Philip Andersen CEO of Printing Industries says a number of printing industry companies had fallen victim to phoenix activity in the past and unless the Federal Government implements corrective action, more companies would be victims in the future.
He says, “Through this consultation process we are undertaking the printing industry has an opportunity to present its view on this critical issue to the Federal Government. I encourage all industry members with views and proposals to forward them to our national manager for policy and government affairs, Hagop Tchamkertenian.”
Tchamkertenian says whilst the Proposals Paper focuses on fraudulent phoenix activities and their impact on tax revenue and employee entitlements, the opportunity existed to cite other impacts, such as non-payments, arising from firm-to-firm supplies.
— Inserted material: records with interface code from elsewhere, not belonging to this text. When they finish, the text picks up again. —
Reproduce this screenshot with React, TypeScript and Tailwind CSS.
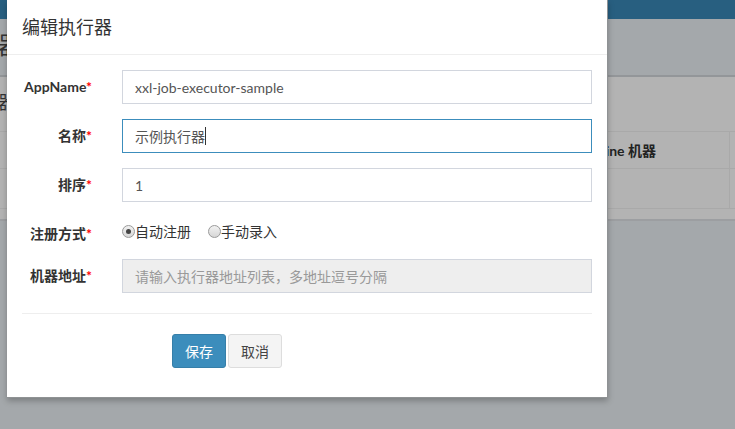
import React from "react";

const font = { fontFamily: 'Lato, "Noto Sans CJK SC", sans-serif' };

function Label({ text }: { text: string }) {
  return (
    <div className="w-[85px] shrink-0 pr-[15px] text-right text-[14px] font-bold text-[#333] leading-[20px] pt-[7px]">
      {text}
      <span className="text-[#ff0000]">*</span>
    </div>
  );
}

function Radio({ checked, text }: { checked?: boolean; text: string }) {
  return (
    <div className="flex items-center">
      <span className="w-[13px] h-[13px] rounded-full border border-[#9a9a9a] bg-gradient-to-b from-[#f2f2f2] to-[#d6d6d6] flex items-center justify-center">
        {checked && <span className="w-[5px] h-[5px] rounded-full bg-[#444]" />}
      </span>
      <span className="text-[14px] text-[#333] leading-[20px]">{text}</span>
    </div>
  );
}

export default function App() {
  return (
    <div className="relative w-[735px] h-[429px] overflow-hidden bg-[#a4a8ab]" style={font}>
      {/* background page */}
      <div className="h-[19px] bg-[#285f80]" />
      <div className="h-[56px] flex items-center">
        <span className="text-[24px] text-[#333] leading-none -mt-[4px] -ml-[2px]">器</span>
      </div>
      <div className="h-[2px] bg-[#939699]" />
      <div className="bg-[#b3b3b3] h-[142px] flex flex-col">
        <div className="h-[54px] flex items-center">
          <span className="text-[18px] text-[#333] leading-none -ml-[2px] mb-[4px]">器</span>
        </div>
        <div className="h-[38px] border-t border-b border-[#a9a9a9] flex">
          <div className="w-[730px] border-r border-[#a9a9a9] flex items-center justify-end pr-[73px]">
            <span className="text-[14px] font-bold text-[#222]">OnLine 机器</span>
          </div>
        </div>
        <div className="h-[40px] border-b border-[#a9a9a9] flex">
          <div className="w-[730px] border-r border-[#a9a9a9]" />
        </div>
      </div>
      <div className="h-[2px] bg-[#9c9ea1]" />

      {/* modal */}
      <div className="absolute left-[7px] top-0 w-[601px] h-[398px] bg-white border-r border-b border-[#8f9294] shadow-[0_3px_6px_rgba(0,0,0,0.25)]">
        <div className="h-[55px] border-b border-[#eeeeee] pl-[15px] flex items-center">
          <span className="text-[18px] font-normal text-[#333] leading-none">编辑执行器</span>
        </div>
        <div className="px-[15px] pt-[15px]">
          <div className="flex mb-[15px]">
            <Label text="AppName" />
            <div className="flex-1 pl-[15px]">
              <div className="h-[34px] border border-[#d2d6de] px-[12px] flex items-center text-[14px] text-[#555]">
                xxl-job-executor-sample
              </div>
            </div>
          </div>
          <div className="flex mb-[15px]">
            <Label text="名称" />
            <div className="flex-1 pl-[15px]">
              <div className="h-[34px] border border-[#3c8dbc] px-[12px] flex items-center text-[14px] text-[#555]">
                示例执行器<span className="w-px h-[18px] bg-[#333]" />
              </div>
            </div>
          </div>
          <div className="flex mb-[15px]">
            <Label text="排序" />
            <div className="flex-1 pl-[15px]">
              <div className="h-[34px] border border-[#d2d6de] px-[12px] flex items-center text-[14px] text-[#555]">
                1
              </div>
            </div>
          </div>
          <div className="flex mb-[15px] h-[27px]">
            <Label text="注册方式" />
            <div className="flex-1 pl-[15px] pt-[2px] flex gap-[17px]">
              <Radio checked text="自动注册" />
              <Radio text="手动录入" />
            </div>
          </div>
          <div className="flex">
            <Label text="机器地址" />
            <div className="flex-1 pl-[15px]">
              <div className="h-[34px] border border-[#d2d6de] bg-[#eeeeee] px-[12px] flex items-center text-[14px] text-[#999]">
                请输入执行器地址列表，多地址逗号分隔
              </div>
            </div>
          </div>
          <div className="mt-[20px] h-px bg-[#eeeeee]" />
          <div className="mt-[20px] flex gap-[2px] pl-[150px]">
            <button className="w-[54px] h-[34px] rounded-[3px] bg-[#3c8dbc] border border-[#367fa9] text-white text-[14px]">
              保存
            </button>
            <button className="w-[54px] h-[34px] rounded-[3px] bg-[#f4f4f4] border border-[#dddddd] text-[#444] text-[14px]">
              取消
            </button>
          </div>
        </div>
      </div>
    </div>
  );
}
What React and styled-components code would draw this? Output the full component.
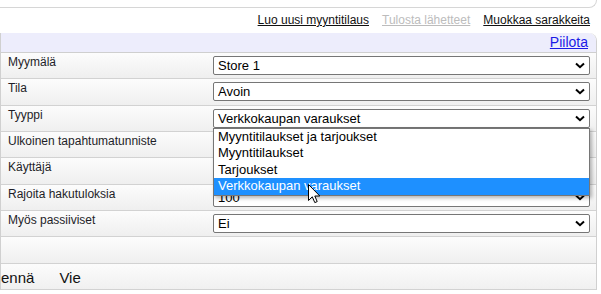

He continues, “Printing Industries has spoken to the Treasury people responsible for the Proposals Paper and highlighted the importance of considering other impacts as well. The feedback was positive. The Government is interested in hearing about other impacts. This will allow our members to present their views and recommendations for action directly to the Government via our co-ordinated industry response.”
What is phoenix activity?
Phoenix activity is typically associated with directors who transfer the assets of an indebted company into a new company of which they are also directors. The director then places the initial company into administration or liquidation with no assets to pay creditors, meanwhile continuing the business using the new company structure.